I've learned that the most effective rust deterrent in my situation is first, NOT to cover things up, and keep a small electric fan continuously running, to simply circulate air. This tends to prevent pockets of still air (and moisture) from forming and doing damage where you can't see it. In addition to this I run a small dehumidifier and this combination has essentially eliminated my problems with rust.

As usual, we all do what seems to work best for us individually.

Re: Nuby question

Posted: Thu May 31, 2018 8:13 am
by curtis cutter
Even though my little 12x36 Enco lathe is old and well used by standards here, I still wipe it down each time and re=oil the ways after each use.

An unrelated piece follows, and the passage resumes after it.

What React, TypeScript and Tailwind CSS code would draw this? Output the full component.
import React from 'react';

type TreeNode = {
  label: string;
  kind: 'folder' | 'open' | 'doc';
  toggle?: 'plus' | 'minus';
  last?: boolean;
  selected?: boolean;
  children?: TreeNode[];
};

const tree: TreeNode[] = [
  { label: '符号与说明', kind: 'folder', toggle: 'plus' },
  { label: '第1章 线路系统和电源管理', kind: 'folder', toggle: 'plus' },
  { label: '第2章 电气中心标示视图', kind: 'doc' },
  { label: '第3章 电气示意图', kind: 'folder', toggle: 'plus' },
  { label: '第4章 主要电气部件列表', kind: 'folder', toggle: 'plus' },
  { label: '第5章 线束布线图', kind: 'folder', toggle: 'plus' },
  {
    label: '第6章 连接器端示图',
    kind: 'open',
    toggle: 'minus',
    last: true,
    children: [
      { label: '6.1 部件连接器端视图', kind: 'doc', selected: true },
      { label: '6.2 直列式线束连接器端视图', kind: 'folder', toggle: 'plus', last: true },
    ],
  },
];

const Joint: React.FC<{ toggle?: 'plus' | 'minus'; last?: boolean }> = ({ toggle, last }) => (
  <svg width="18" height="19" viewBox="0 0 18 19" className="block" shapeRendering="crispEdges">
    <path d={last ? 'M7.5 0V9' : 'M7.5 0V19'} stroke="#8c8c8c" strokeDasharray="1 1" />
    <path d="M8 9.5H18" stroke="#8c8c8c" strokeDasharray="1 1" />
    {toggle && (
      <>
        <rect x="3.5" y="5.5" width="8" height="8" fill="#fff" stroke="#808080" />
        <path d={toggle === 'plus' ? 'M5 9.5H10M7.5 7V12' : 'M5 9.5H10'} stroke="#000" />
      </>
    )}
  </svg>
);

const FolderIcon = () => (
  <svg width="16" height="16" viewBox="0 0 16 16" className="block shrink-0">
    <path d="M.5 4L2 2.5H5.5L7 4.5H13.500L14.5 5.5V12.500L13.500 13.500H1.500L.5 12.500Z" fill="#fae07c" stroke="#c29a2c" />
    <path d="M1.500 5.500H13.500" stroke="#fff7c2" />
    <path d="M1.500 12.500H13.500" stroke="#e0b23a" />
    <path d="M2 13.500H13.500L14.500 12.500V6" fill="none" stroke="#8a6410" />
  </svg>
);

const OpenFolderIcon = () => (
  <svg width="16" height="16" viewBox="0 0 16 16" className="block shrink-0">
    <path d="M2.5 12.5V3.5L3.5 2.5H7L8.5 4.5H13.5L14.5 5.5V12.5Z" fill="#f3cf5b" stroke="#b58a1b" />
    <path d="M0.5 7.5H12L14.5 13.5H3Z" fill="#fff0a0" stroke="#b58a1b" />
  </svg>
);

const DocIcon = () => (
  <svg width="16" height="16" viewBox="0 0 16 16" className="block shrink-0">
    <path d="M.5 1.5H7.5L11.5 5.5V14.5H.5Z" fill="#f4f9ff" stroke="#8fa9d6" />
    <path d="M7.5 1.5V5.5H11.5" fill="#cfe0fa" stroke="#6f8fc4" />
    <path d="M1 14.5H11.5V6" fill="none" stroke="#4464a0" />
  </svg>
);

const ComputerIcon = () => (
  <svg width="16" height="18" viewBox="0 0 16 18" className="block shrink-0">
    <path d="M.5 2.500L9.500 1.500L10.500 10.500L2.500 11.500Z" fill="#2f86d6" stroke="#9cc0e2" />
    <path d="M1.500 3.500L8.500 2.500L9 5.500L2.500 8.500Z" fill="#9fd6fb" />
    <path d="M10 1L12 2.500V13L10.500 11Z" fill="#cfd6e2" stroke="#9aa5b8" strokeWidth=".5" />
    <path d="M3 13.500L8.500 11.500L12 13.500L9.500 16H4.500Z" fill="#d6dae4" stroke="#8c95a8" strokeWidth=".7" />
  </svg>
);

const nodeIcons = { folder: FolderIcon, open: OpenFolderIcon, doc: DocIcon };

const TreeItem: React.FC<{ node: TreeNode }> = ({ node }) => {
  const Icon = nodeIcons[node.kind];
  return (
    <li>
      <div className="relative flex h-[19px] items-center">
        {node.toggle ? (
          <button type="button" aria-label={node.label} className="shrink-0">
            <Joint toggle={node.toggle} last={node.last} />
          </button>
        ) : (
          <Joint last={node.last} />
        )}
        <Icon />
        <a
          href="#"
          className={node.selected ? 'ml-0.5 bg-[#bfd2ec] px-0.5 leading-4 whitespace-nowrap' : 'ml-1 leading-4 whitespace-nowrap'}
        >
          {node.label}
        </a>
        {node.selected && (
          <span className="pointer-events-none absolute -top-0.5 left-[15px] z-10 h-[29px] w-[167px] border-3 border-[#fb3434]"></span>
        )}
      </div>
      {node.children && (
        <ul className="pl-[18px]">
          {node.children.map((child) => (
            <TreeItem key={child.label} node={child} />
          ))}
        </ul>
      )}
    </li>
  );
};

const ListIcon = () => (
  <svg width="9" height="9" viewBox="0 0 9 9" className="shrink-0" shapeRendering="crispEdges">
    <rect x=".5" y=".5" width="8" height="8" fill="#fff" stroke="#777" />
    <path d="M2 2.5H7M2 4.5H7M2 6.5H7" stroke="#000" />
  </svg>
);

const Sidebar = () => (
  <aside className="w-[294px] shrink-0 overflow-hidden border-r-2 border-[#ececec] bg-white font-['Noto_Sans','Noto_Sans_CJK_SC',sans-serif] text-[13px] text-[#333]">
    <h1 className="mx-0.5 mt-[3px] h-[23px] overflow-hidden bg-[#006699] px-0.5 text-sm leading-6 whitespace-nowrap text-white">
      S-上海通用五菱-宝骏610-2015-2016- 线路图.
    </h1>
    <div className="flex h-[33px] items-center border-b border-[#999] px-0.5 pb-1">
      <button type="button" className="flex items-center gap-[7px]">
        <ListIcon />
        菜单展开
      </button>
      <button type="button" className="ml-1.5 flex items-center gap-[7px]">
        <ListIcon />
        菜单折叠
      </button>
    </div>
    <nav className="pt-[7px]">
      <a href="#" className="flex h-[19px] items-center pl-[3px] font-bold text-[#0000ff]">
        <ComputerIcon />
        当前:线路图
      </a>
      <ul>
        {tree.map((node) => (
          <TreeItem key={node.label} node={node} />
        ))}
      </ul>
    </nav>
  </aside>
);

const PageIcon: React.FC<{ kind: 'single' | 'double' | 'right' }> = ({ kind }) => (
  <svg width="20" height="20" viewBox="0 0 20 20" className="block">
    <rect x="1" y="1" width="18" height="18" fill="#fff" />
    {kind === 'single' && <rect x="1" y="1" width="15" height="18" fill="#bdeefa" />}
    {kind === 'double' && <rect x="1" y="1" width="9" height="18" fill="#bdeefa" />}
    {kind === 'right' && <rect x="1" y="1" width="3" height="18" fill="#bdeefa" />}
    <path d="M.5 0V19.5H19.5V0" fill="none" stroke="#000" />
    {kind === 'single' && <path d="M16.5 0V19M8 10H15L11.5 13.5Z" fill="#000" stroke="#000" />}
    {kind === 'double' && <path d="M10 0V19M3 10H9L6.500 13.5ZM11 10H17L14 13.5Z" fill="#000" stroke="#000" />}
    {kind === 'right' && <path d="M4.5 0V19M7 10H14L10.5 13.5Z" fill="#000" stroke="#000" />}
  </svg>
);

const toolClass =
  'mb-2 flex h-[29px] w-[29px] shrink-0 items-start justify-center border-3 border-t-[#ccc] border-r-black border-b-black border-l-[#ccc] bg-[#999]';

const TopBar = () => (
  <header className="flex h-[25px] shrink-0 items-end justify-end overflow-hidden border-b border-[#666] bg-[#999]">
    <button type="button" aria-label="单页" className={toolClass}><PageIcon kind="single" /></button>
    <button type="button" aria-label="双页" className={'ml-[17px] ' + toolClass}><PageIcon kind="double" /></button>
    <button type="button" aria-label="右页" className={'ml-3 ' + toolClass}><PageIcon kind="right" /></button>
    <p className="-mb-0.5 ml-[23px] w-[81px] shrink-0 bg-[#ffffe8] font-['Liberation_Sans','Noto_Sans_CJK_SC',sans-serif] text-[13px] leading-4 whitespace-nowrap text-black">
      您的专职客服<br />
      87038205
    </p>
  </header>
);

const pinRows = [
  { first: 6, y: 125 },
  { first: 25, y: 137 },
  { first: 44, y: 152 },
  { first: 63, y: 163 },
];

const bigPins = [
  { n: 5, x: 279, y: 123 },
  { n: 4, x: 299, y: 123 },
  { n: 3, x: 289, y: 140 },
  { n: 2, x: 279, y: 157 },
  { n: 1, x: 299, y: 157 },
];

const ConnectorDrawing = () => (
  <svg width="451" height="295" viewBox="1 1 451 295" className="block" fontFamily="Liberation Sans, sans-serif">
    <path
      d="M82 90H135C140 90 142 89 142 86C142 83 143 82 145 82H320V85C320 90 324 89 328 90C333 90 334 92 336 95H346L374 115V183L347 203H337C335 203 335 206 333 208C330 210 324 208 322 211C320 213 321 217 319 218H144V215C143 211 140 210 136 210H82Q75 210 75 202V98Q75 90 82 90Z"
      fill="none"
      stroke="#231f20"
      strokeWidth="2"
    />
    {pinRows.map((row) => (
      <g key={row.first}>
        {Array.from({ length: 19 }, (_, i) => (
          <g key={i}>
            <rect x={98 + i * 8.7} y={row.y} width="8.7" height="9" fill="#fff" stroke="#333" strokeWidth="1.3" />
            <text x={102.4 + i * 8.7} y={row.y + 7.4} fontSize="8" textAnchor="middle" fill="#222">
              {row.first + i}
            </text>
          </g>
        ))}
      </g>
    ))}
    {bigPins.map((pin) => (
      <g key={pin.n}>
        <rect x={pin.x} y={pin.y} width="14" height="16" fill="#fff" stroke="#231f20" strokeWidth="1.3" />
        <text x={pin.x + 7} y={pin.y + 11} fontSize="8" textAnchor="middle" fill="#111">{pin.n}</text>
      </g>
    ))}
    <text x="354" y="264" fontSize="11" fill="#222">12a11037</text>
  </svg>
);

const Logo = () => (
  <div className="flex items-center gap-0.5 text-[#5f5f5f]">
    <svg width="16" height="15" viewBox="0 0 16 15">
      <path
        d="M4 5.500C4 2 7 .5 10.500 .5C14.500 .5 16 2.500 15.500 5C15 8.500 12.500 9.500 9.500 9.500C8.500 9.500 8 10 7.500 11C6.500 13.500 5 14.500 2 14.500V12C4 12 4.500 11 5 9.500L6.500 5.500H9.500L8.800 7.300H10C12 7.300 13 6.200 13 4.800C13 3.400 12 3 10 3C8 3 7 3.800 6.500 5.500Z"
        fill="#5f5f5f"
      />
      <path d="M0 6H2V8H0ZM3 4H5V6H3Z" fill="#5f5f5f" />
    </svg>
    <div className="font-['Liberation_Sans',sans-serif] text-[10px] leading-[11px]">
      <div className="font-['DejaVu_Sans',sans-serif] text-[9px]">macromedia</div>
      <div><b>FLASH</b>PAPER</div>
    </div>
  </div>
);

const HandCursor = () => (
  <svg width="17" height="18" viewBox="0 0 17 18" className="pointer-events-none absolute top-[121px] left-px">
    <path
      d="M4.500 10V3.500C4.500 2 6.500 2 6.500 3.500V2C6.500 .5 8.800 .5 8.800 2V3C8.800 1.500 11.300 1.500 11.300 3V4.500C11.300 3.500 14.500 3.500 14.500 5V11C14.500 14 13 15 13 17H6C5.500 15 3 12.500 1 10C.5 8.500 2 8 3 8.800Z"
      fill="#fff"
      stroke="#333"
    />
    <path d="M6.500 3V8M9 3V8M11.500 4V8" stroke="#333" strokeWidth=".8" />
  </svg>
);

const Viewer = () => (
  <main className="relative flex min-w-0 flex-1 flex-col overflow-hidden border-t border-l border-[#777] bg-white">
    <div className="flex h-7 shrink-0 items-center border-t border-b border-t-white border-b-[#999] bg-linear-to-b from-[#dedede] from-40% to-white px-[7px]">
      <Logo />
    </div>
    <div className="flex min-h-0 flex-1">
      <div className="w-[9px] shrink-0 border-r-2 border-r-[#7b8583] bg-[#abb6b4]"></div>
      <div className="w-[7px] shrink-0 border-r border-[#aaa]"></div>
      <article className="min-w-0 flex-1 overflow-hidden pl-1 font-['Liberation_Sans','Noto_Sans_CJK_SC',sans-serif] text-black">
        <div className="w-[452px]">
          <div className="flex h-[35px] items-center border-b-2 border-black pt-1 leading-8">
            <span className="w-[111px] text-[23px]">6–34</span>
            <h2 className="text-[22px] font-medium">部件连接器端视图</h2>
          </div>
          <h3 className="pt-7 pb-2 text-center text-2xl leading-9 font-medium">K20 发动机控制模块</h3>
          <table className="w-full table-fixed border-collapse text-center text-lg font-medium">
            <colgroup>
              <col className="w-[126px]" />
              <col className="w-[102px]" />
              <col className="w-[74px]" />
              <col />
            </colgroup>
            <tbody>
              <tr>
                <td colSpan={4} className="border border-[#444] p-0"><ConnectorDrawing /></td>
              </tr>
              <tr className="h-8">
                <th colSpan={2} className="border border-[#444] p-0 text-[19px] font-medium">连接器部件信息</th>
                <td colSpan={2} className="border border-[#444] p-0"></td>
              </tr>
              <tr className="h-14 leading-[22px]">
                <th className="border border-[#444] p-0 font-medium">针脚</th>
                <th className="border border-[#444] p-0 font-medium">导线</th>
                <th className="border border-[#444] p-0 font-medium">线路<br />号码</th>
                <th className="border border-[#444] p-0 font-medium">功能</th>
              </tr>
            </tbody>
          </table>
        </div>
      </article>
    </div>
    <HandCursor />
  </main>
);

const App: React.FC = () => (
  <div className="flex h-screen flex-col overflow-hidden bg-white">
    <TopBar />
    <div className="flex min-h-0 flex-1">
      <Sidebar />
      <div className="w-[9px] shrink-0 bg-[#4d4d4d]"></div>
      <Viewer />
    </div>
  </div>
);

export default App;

I cover it with an old beach towel because lets face it, I would not be seen on it in public so I have found the best use for the towel.. :) I also cover my mill and drill press. Not professional stuff, but it is the best I have and I best take care of it.

Re: Nuby question

Posted: Fri Jun 01, 2018 3:16 pm
by Patio
The point Harold was trying to make, is to wipe your machine down, BEFORE you operate it, not after. Dust settles overnight onto the ways of machines, and if not cleaned off will add wear. I brush the chips off my machines after I am done for the day, but wipe and oil before I run them always.